Dive Brief:
- Makeup company Stila Cosmetics appointed Estée Lauder alum Steve Rosen as its chief finance officer, one of several executive moves coming as the firm attempts to bolster its brand awareness and growth, according to a Monday press release.
- Rosen is the latest Estée Lauder veteran to take a leadership role at the Glendale, California-based Stila, which once counted itself among Estée Lauder’s portfolio of brands. In 2023, Stila tapped Daniel Annese and Beth DiNardo, both veterans of the beauty industry behemoth, to serve as members of its advisory board, noting that the two “[Estée Lauder] alumni will leverage their decades of industry expertise to help Stila accelerate its strategic initiatives and generate scale,” according to a press release at the time.
- Stila is returning to familiar shores for its executive leadership team as it looks to revitalize its growth after a period of seeming stagnation, with the company’s brand awareness and shelf visibility having contracted over the past decade.
Dive Insight:
An experienced financial executive in the cosmetics industry, Rosen served in key executive roles during his over two-decade tenure at Estée Lauder, including serving as its VP of finance and strategy for the company’s designer fragrances and lab, according to his LinkedIn profile. He has also served as finance chief for BECCA Cosmetics and most recently as CFO for skincare firm ZO Skin Health.
Alongside Rosen, Stila also appointed fellow cosmetics industry veteran David Reece as its chief operating officer, according to its Monday press release. Both appointments reinforce “the company's commitment to growth and innovation in the beauty sector,” and come as the brand looks to expand its portfolio globally, according to the Monday press release.

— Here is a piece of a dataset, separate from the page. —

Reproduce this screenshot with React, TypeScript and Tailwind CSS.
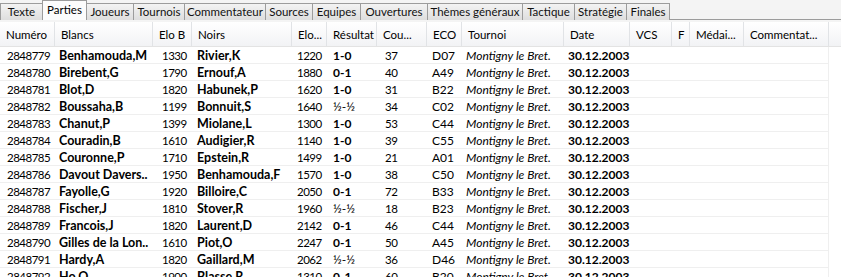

The makeup brand will tap Rosen and Reece’s expertise in the makeup industries as it embarks on a plan to recapture its brand awareness, following a tumultuous decade in which Stila was challenged by an ongoing chain of new ownership and complicated litigation.
A rising star in the makeup industry during the 1990s and early 2000s, Stila Cosmetics itself has joked over its own apparent disappearance on its social media accounts in recent years, according to an October 2024 Forbes article chronicling the ups and downs of the brand over the past decade.
Part of that vanishing act could be due to the company rapidly changing hands since Estée Lauder — which acquired Stila in 1999 — sold the brand to an affiliate of Sun Capital Partners in 2006, Forbes said. Sun Capital then sold Stila to private equity firm Patriarch Partners in 2009.
Following that sale, Stila was embroiled in complex litigation involving Patriarch’s founder Lynn Tilton after three funds managed by Tilton, and which had invested in Stila, filed for Chapter 11 bankruptcy, with a Delaware court ending Tilton’s managerial control of Stila in 2022, The Wall Street Journal reported. The brand is currently owned by a “consortium of financial institutions,” according to Forbes.
With its revitalized leadership team, however — including its appointment of Pure Barre alum Michelle Kluz to its CEO seat in August 2022 — Stila has taken several steps over the past few years to rebrand itself. The company has refreshed its social media strategy, joining platforms such as TikTok in a bid to attract a new generation of customers and increasing its marketing outreach, Kluz told Forbes last year during an interview with Chief Marketing Officer Mary Rodrigues — yet another former Estee Lauder executive who has joined Stila’s ranks.
Stila did not immediately respond to requests for comment.